Messages from lost loved ones

You might think I’m crazy, but I think my dad came to visit me after he died. It was a couple years after his death in the early morning hours of my birthday. We talked for a couple hours and he left because I needed to get some sleep. I woke up in the morning in a state of absolute euphoria because I had gotten to visit with my daddy.

I was close to my dad. I was closer to my son. So when my son died I really, really thought he’d visit me too and I was crushingly disappointed when that never happened. I had dreams where he told me we were so close that visiting me would only prolong the pain and he wouldn’t do that to me. What can I say?

I’m almost twelve years out from his death. I celebrated the 10th anniversary of his death by completely crashing over the fact my life was still so totally stuck after his death, a situation I might add has not improved in the almost two years since.

So what did I get for my birthday this year? A god awful dream about my son where he disappointed me with his choices to favor his drug “friends” and I jumped him about it while he calmly told me he hadn’t let me down. I woke up the morning of my birthday completely disturbed, confused, and depressed.

And the dreams keep repeating almost every night for two weeks.

I have chosen to remember my son for all the wonderful things about him and it’s like the dreams are trying to slap me in the face with the reality of how really not wonderful things were at the end when he had spiraled deeply into prescriptive drug use to kill the pain of his life.

It’s given me the awful feeling I’ve been lying to myself and there wasn’t any love and caring. I know this to be untrue, but when you deal with a drug addict you have a Dr. Jekyll and Mr. Hyde in your life whether you want it or not. He’s the loving child you raised on minute and an abusive monster the next. It was a nightmare.

Fate seems determined to add to the confusion. I was working on something yesterday and needed to make a drawing to figure it out and grabbed a spiral notebook to draw in. As I was walking out to the garage I was flipping the notebook open and it fell to a note from my son’s girlfriend that I had never seen before.

Almost twelve years and I get ambushed with new material. The note was probably from shortly before his death and spoke to his insecurity – she was asking him to go apply for a part time job at a computer store and telling him he shouldn’t be nervous.

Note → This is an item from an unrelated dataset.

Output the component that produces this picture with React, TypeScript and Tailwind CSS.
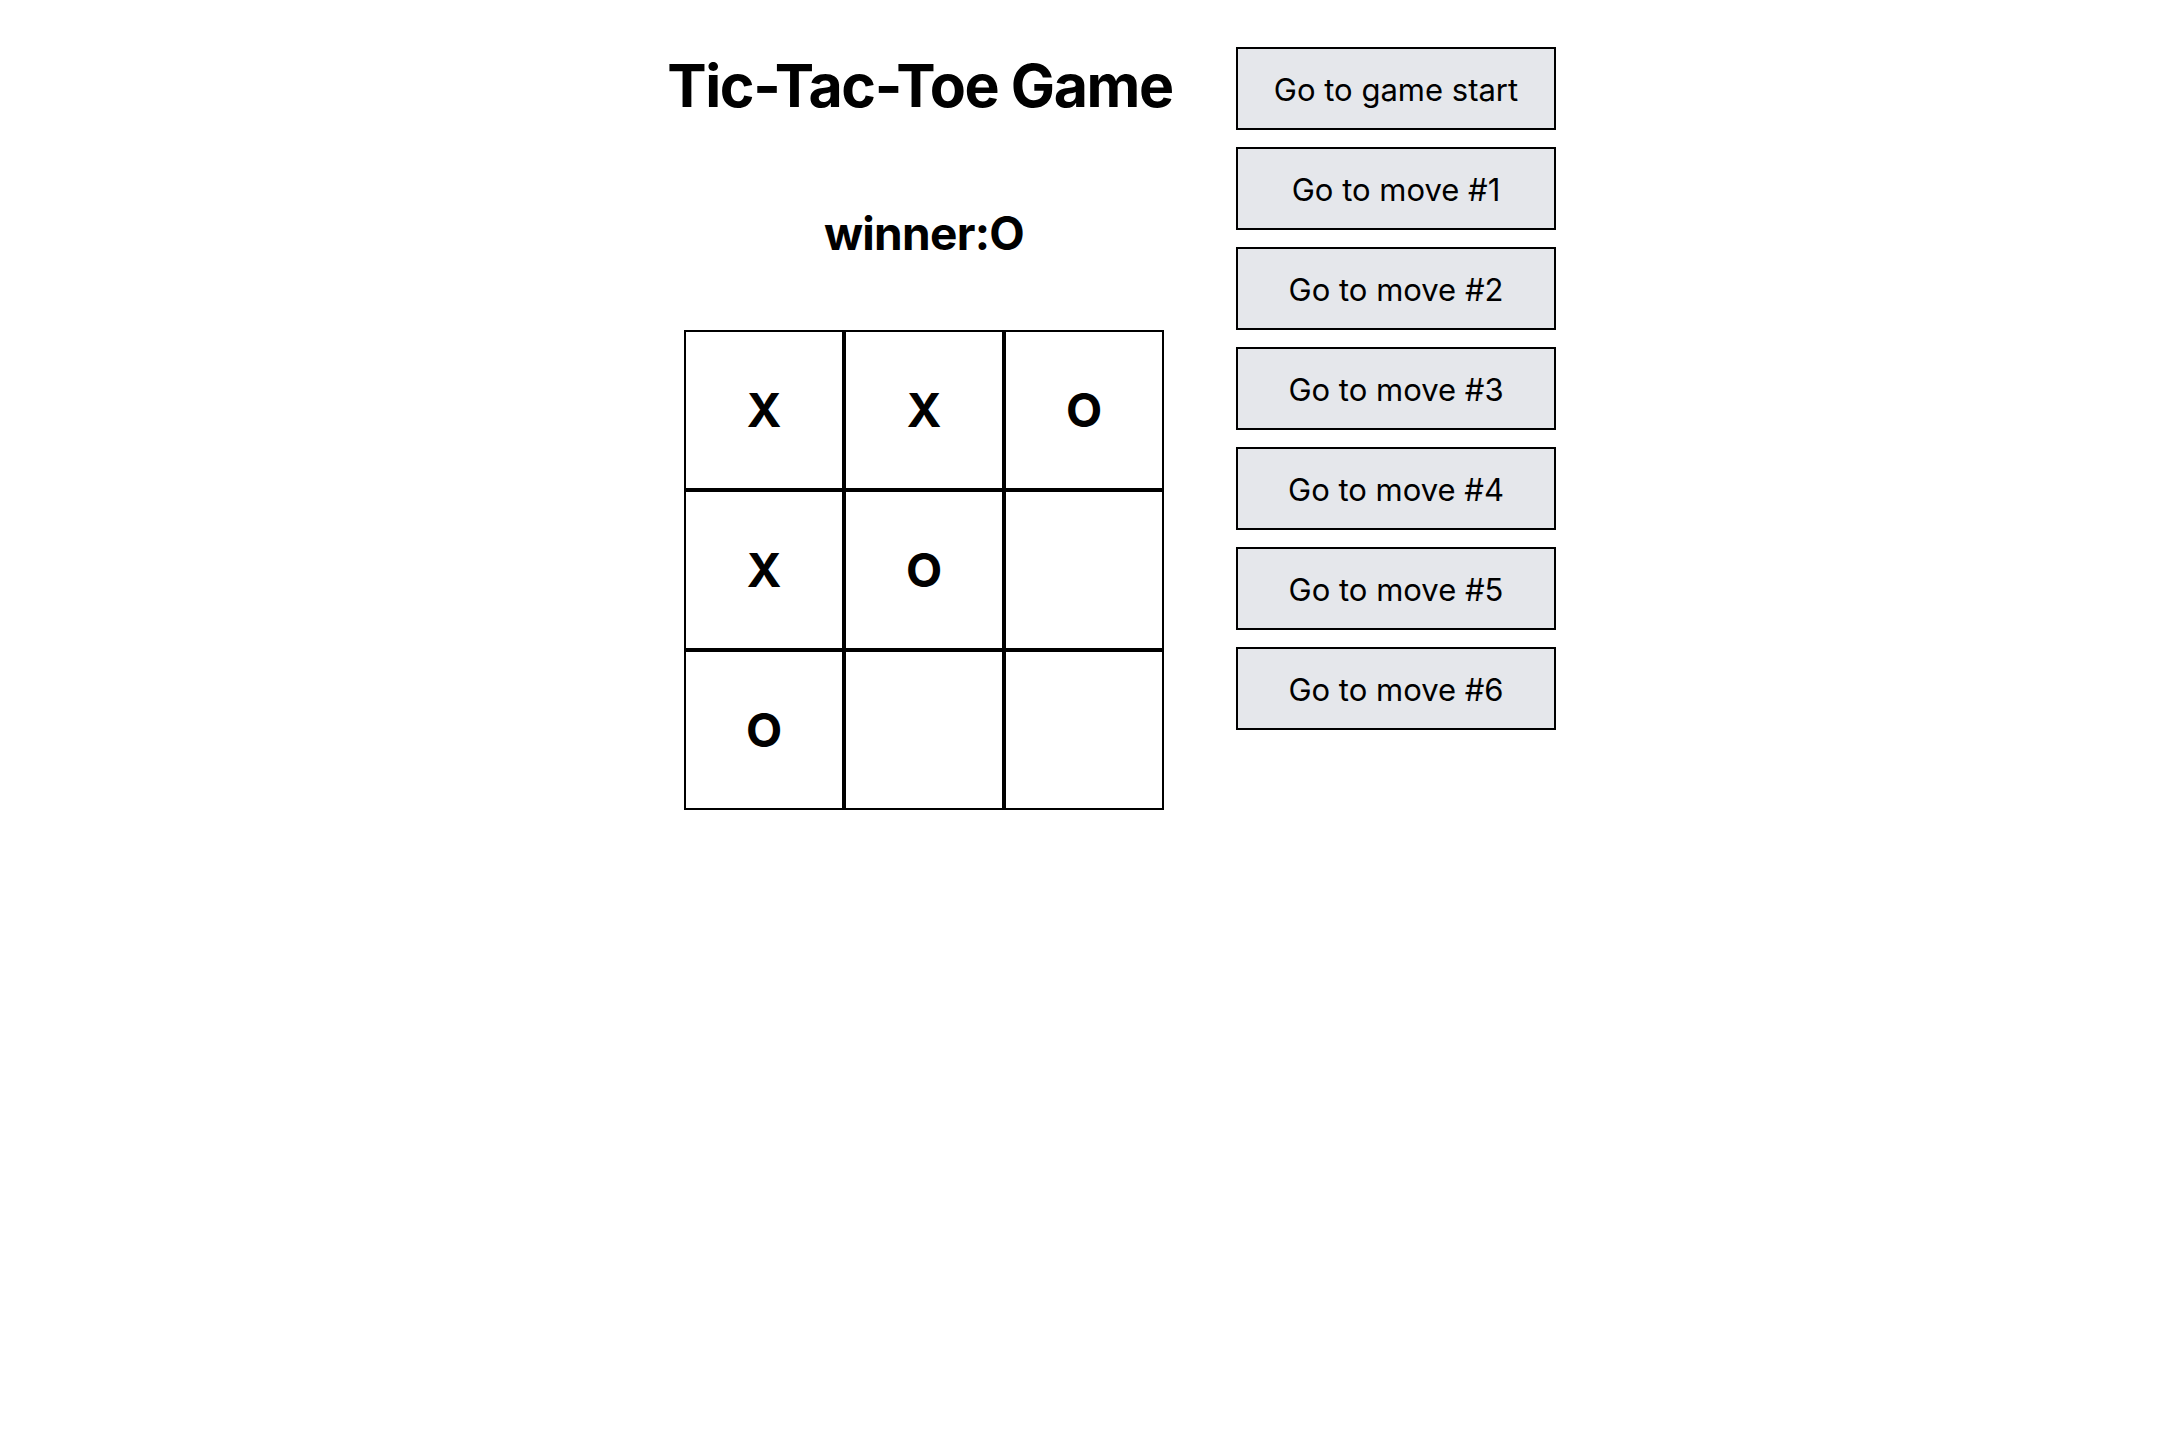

Absolutely brilliant young man and he didn’t have a clue how special he was. Drug use had stolen it from him.

I flipped the page and in his handwriting was the phone number for the Spokane police department, which told me he was probably toying with doing something spiteful to his father who had moved to Washington. God only knows what he thought he could tell them that would cause his alienated father problems, but there’s no doubt the intent was to inflict hurt.

It all feels like a knife in the heart when I thought I was past being mortally wounded. The worst part is the doubt. Have I deluded myself and made a palatable fairy tale that I can live with and my psyche is poking me with reality?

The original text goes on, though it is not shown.